Wahyu, yang telah mengabdi di SLB Kasih Bunda selama 25 tahun, memulai kariernya di sekolah ini sebagai tenaga administrasi. Tanpa memiliki pengetahuan tentang pendidikan anak berkebutuhan khusus, ia akhirnya merangkap menjadi guru setelah banyak guru lain yang tidak datang. Dalam perjalanannya, Wahyu menyadari bahwa anak-anak berkebutuhan khusus memiliki potensi yang luar biasa jika diberikan kesempatan untuk belajar.
"Anak-anak ini sangat baik jika mereka bisa sekolah. Selama ini, banyak orang tua yang merasa malu dan ragu untuk menyekolahkan mereka, tapi di sini mereka bisa menunjukkan kemampuan luar biasa," ujarnya. Wahyu merasa bahwa pengabdiannya di SLB Kasih Bunda adalah panggilan hidup, di mana ia belajar banyak tentang kesabaran dan kasih sayang.
Sementara itu, Florentina Limanto mulai menjalin hubungan panjang dengan SLB Kasih Bunda karena pada masa pandemi Covid-19 tahun 2020. Kala itu ia mendengar bahwa sekolah yang berlokasi di wilayah Tambora, Jembatan Lima, Jakarta Pusat, ini sangat membutuhkan bantuan. Menerima panggilan hati, Florentina bersama para relawan komunitas Jembatan Lima yang lebih muda bergerak untuk memberikan bantuan kepada anak-anak, guru, dan orang tua di SLB Kasih Bunda.
Prosesi Pembasuhan Kaki, Simbol Cinta untuk Ibu
Puncak acara kunjungan kasih ini adalah upacara pembasuhan kaki, diikuti dengan acara minum teh dan menyuapkan kue oleh siswa kepada orang tua mereka. Prosesi ini berlangsung penuh khidmat dan emosional.
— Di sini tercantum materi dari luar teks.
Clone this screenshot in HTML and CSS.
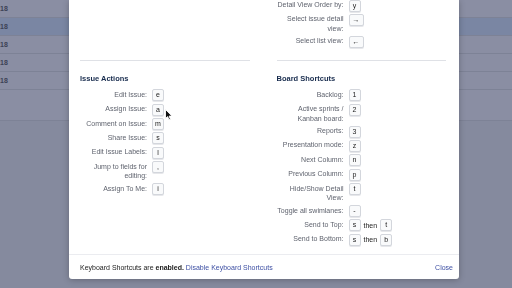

Banyak siswa dan orang tua yang tidak bisa menahan air mata, menyadari betapa besar arti dari pengorbanan dan cinta kasih orang tua.
Suasana yang mengharukan terjadi saat upacara pembasuhan kaki.
Selain upacara pembasuhan kaki, acara ini juga dimeriahkan dengan penampilan dari siswa tuna netra, permainan games oleh relawan muda, dan penampilan bahasa isyarat tangan yang penuh keceriaan. Kegiatan ini tidak hanya menyentuh hati peserta, tetapi juga memberikan kesempatan untuk semua pihak untuk belajar satu sama lain tentang kasih sayang dan pengabdian.
Yenny Loa, seorang relawan dari komunitas Jembatan Lima, juga merasa terkesan dengan kegiatan ini. Sebagai seorang ibu, ia mengungkapkan rasa kagumnya terhadap orang tua dan pengajar di SLB Kasih Bunda yang dengan gigih mendidik anak-anak berkebutuhan khusus. "Mendidik anak yang normal saja sudah sangat sulit, apalagi anak-anak yang luar biasa seperti ini. Orang tua dan guru di sini benar-benar luar biasa," tuturnya.
Suasana haru dan khusyuk saat anak-anak peserta didik saling membasuhkan kaki dan bersujud dibawah pangkuan para orang tua mereka.
Kegiatan ini mengajarkan bahwa baik sebagai anak, orang tua, maupun guru, samas-sama saling belajar satu sama lain. Cinta kasih yang tulus kepada orang tua adalah nilai yang harus terus dijaga dan diamalkan, terutama selama mereka masih ada bersama kita.
Dengan berakhirnya acara, diharapkan bahwa setiap orang yang terlibat, baik itu siswa, orang tua, guru, maupun relawan, dapat membawa pulang kenangan yang mendalam dan terus memupuk kasih sayang, bakti, serta kebajikan dalam hidup mereka.